Monday, January 25

Caprica Is Like The Godfather

Esai Morales wants you to know that Caprica (premieres Friday, 9/8c on Syfy) is no Battlestar Galactica. "BSG is BSG, and we will never touch BSG because we're not in that business. We don't want to be," he tells TVGuide.com of the prequel. "We're trying to show that someone's parents and someone's pre-life is different than their children's." Set 58 years before the post-apocalyptic events of Battlestar, Caprica focuses on the thriving, technologically advanced Twelve Colonies that eventually create the Cylons. Morales plays Joseph Adama, a lawyer and father to BSG's Commander William Adama.

The elder Adama meets inventor Daniel Graystone (Eric Stoltz) when they both lose daughters in the same terrorist bombing. Graystone attempts to bring the girls back as robots, and it's from there that a "morally gray family saga unfolds," Morales says. Find out what else is in store this season and why the actor thinks the show is similar to The Godfather.
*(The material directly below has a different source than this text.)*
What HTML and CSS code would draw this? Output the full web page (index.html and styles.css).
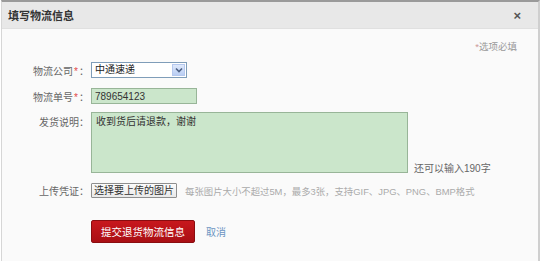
FILE: index.html
```html
<!DOCTYPE html>
<html lang="zh-CN">
<head>
	<meta charset="UTF-8">
	<title>填写物流信息</title>
	<link rel="stylesheet" href="styles.css">
</head>
<body>
	<div class="dialog">
		<div class="dialog-hd">
			<span class="dialog-title">填写物流信息</span>
			<a href="javascript:;" class="dialog-close">×</a>
		</div>
		<div class="dialog-bd">
			<p class="tip-need"><i>*</i>选项必填</p>
			<div class="form-row row-company">
				<label class="form-label">物流公司<i>*</i>：</label>
				<div class="fake-select">
					<span class="fake-select-val">中通速递</span>
					<span class="fake-select-btn">
						<svg width="8" height="6" viewBox="0 0 8 6"><path d="M1 1.5 L4 4.5 L7 1.5" fill="none" stroke="#4d6185" stroke-width="1.6"/></svg>
					</span>
				</div>
			</div>
			<div class="form-row row-no">
				<label class="form-label">物流单号<i>*</i>：</label>
				<input class="ipt-green ipt-no" type="text" value="789654123">
			</div>
			<div class="form-row row-desc">
				<label class="form-label">发货说明：</label>
				<textarea class="ipt-green ipt-desc">收到货后请退款，谢谢</textarea>
				<span class="word-left">还可以输入190字</span>
			</div>
			<div class="form-row row-upload">
				<label class="form-label">上传凭证：</label>
				<button class="btn-file" type="button">选择要上传的图片</button>
				<span class="upload-tip">每张图片大小不超过5M，最多3张，支持GIF、JPG、PNG、BMP格式</span>
			</div>
			<div class="form-row row-btns">
				<span class="form-label"></span>
				<a href="javascript:;" class="btn-submit">提交退货物流信息</a>
				<a href="javascript:;" class="btn-cancel">取消</a>
			</div>
		</div>
	</div>
</body>
</html>
```

FILE: styles.css
```css
*{
	margin: 0;
	padding: 0;
}
body{
	font-family: "Liberation Sans", "Noto Sans CJK SC", sans-serif;
	font-size: 10px;
	color: #555;
	background-color: #fff;
}
i{
	font-style: normal;
}
.dialog{
	width: 536px;
	height: 259px;
	margin-left: 1px;
	border-top: 2px solid #9a9a9a;
	border-left: 1px solid #d6d6d6;
	border-right: 2px solid #cfcfcf;
	background-color: #fafafa;
}
.dialog-hd{
	display: flex;
	align-items: center;
	justify-content: space-between;
	height: 26px;
	padding: 0 17px 0 6px;
	background-color: #e8e8e8;
	border-bottom: 1px solid #e0e0e0;
}
.dialog-title{
	font-size: 11px;
	font-weight: bold;
	color: #333;
}
.dialog-close{
	font-size: 13px;
	font-weight: bold;
	color: #555;
	text-decoration: none;
	line-height: 1;
}
.dialog-bd{
	padding-top: 11px;
}
.tip-need{
	height: 14px;
	line-height: 14px;
	padding-right: 21px;
	text-align: right;
	color: #999;
	font-size: 9.5px;
}
.tip-need i{
	color: #c99;
}
.form-row{
	display: flex;
	align-items: center;
}
.form-label{
	width: 87px;
	margin-right: 2px;
	text-align: right;
	color: #666;
	white-space: nowrap;
}
.form-label i{
	color: #e24848;
	margin: 0 1px;
}
.row-company{
	margin-top: 8px;
}
.fake-select{
	display: flex;
	align-items: center;
	justify-content: space-between;
	width: 94px;
	height: 14px;
	border: 1px solid #7f9db9;
	background-color: #fff;
	color: #222;
}
.fake-select-val{
	padding-left: 3px;
	line-height: 14px;
}
.fake-select-btn{
	display: flex;
	align-items: center;
	justify-content: center;
	width: 13px;
	height: 12px;
	margin-right: 1px;
	background: linear-gradient(#dfe9fb, #b9cdf3);
	border: 1px solid #b5c8ee;
	box-sizing: border-box;
}
.ipt-green{
	border: 1px solid #98b598;
	background-color: #cbe6cb;
	font-family: inherit;
	font-size: 10px;
	color: #333;
	outline: none;
}
.row-no{
	margin-top: 10px;
}
.ipt-no{
	width: 106px;
	height: 16px;
	padding-left: 3px;
	box-sizing: border-box;
}
.row-desc{
	align-items: flex-start;
	margin-top: 8px;
}
.row-desc .form-label{
	margin-top: 2px;
}
.ipt-desc{
	width: 317px;
	height: 61px;
	padding: 2px 4px;
	box-sizing: border-box;
	resize: none;
	line-height: 14px;
}
.word-left{
	align-self: flex-end;
	margin-left: 6px;
	margin-bottom: -2px;
	color: #666;
}
.row-upload{
	margin-top: 10px;
}
.btn-file{
	height: 15px;
	padding: 0 2px;
	border: 1px solid #8e8e8e;
	border-radius: 1px;
	background: linear-gradient(#fbfbfb, #e9e9e9);
	font-family: inherit;
	font-size: 10px;
	color: #333;
	line-height: 13px;
}
.upload-tip{
	margin-left: 8px;
	color: #aaa;
	font-size: 9.4px;
	white-space: nowrap;
}
.row-btns{
	margin-top: 22px;
}
.btn-submit{
	display: block;
	width: 104px;
	height: 23px;
	line-height: 23px;
	box-sizing: border-box;
	border: 1px solid #8a0d10;
	border-radius: 2px;
	background: linear-gradient(#c8181d, #a90f14);
	color: #fff;
	font-size: 10.5px;
	text-align: center;
	text-decoration: none;
}
.btn-cancel{
	margin-left: 11px;
	color: #6a94c2;
	text-decoration: none;
}
```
TVGuide.com: How did you get involved with the show?
Esai Morales:
My manager told me to take a look at this. "This is a really classy show," she said. "The creators are geniuses. It's on Syfy, but they're doing a whole rebranding thing. This could be a flagship show for them." I wasn't a BSG guy per se. I had kind of grown away from sci-fi in my adult years. I'm really happy to be back in a way that I don't feel like I'm regressing to my childhood! There is nerd appeal, but at the same time, it's something many people can identify with. It's just a smart show and unlike anything I've seen on television.
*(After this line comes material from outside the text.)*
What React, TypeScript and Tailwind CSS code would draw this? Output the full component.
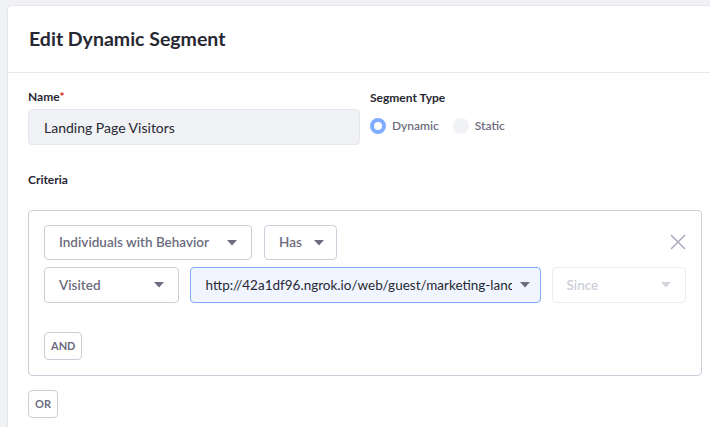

Watch the extended pilot of Caprica now

TVGuide.com: Joseph Adama is sort of mythological since we've never met him until now. How would you describe him?
Morales:
In reality, the myth is not as grandiose. We will be deconstructing a bit of the statue of the man and showing the human being. I'm not playing him as some sort of hero. I'm playing him as a man who is just trying to survive, stay on the right side of the law and be a good role model to what's left of his family. He'd like to reconnect with the digital aftereffects of his own daughter. When he hugs and holds her, it's as if [she's real] — except for one little thing: He can't feel her heartbeat, which is that poetic representation. What are these things if they are not people? What do they feel? Where do they go when they're in limbo?